The muscle-bulging Ford Mustangs eventually took fourth and fifth places overall, and would surely have good spectator appeal at Le Mans, where all IMSA groups are catered for. They have only a visual resemblance to the production cars, using a simple spaceframe, with sheet aluminium around the cockpit section to accommodate the 5.9-litre V8 engine. Weismann five speed transmission and Ford axle. For sprint races the engine gives 630 bhp, and that’s what Klaus Ludwig had to claim “pole” for the class, 17th fastest overall and only 10 seconds behind the pole position time. In 24-hour race trim Roush detunes the engines to 570 bhp, still sufficient for the cars to top 200 mph on the banking, and even after six hours the quicker of the four Mustangs in the race were lurking around seventh and eighth places, so their final position wasn’t entirely the result of other people’s misfortunes!
Ludwig ‘s Mustang lost more than an hour in the night when the gearbox failed, and languished in the pits for most of the final hour with another transmission failure, losing a place to the similar, but private entry handled by Lanny Hester/ Maurice Hassey/ Lee Mueller, who lost only half an hour all through the race due to a broken rocker on the camshaft.
Not seen at Daytona, as a result of one car being destroyed by fire, were the new GTP class BMWs which may be strong contenders and which also have an interesting background. The factory-owned BMW of North America team ran a car at the final race last season, with a custom built chassis by March Engineering, and powered by what is basically a 2-litre BMW Formula 2 engine, now with McLaren North America developments including a Garrett AiResearch turbocharger. Two new cars were to have been presented for the race, administered by McLaren and developing no less that 800 bhp (though 700 bhp seems to be the norm in race trim), contracted drivers including John Watson, David Hobbs, John Andretti (Marios nephew) and Davy Jones. During pre-race testing at Road Atlanta Andretti’s car went up in flames for no obvious reason, and rather than risk a repeat the car was withdrawn.

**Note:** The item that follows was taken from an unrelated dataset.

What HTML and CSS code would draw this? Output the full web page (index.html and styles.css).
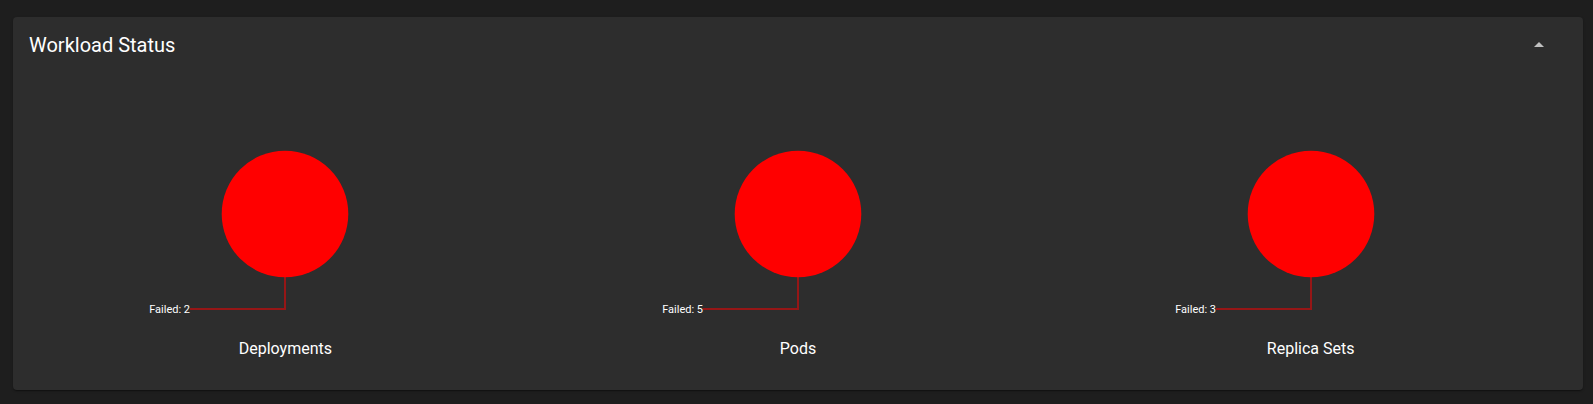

Mazda-powered cars dominate the Camel Light category, the power-to-weight formula seeming to favour them, but a new contender will be the Buick 3-litre V6 powered Tiga, a new chassis which performed well in practice in the hands of Charles Morgan and Logan Blackburn. They had various problems in the race, misfiring and eventually going out with broken rear suspension, perhaps a legacy of an accident during qualifying. There, too, was Martino Finotto’s Ferrari 308-powered Carma Alba FF which led the class until a broken spark plug electrode terminally damaged the engine on Sunday morning.
There are fascinating prospects for the remaining 17 rounds in the 1986 Camel Light series, the next races at Miami, Sebring (the famous 12-hours) and Road Atlanta introducing a whole crop of new or revised machines. Competitors complain that 18 rounds, the length and breadth of America, in 11 months is a tiring schedule, and so it is but the rewards are breathtaking, the average payouts being double those in the World Sportscar Championship. Almost as an afterthought the Camel cigarette company has offered a $500.000 bonus fund for drivers and teams, equal to the entire minimum purse for the World series presided over by FISA, and it is very evident that success is breeding success.
It seems incongruous tor FISA and IMSA to run similar series for similar cars while maintaining their feud. FISA ‘s fuel consumption formula works tolerably well in levelling-off the cars performance and from Hockenhelm onwards the drivers were actually racing, rather than economising. Even so, IMSA ‘s rules are proving equitable too and offer fast racing with a broad span of participation, and if there is to be a reconciliation it will have to be on the terms of IMSA administrator John Bishop. If this were to happen might then Daytona again form part of the World Championship and Le Mans be a round of the IMSA series? What an exciting prospect that would be! M.L.C.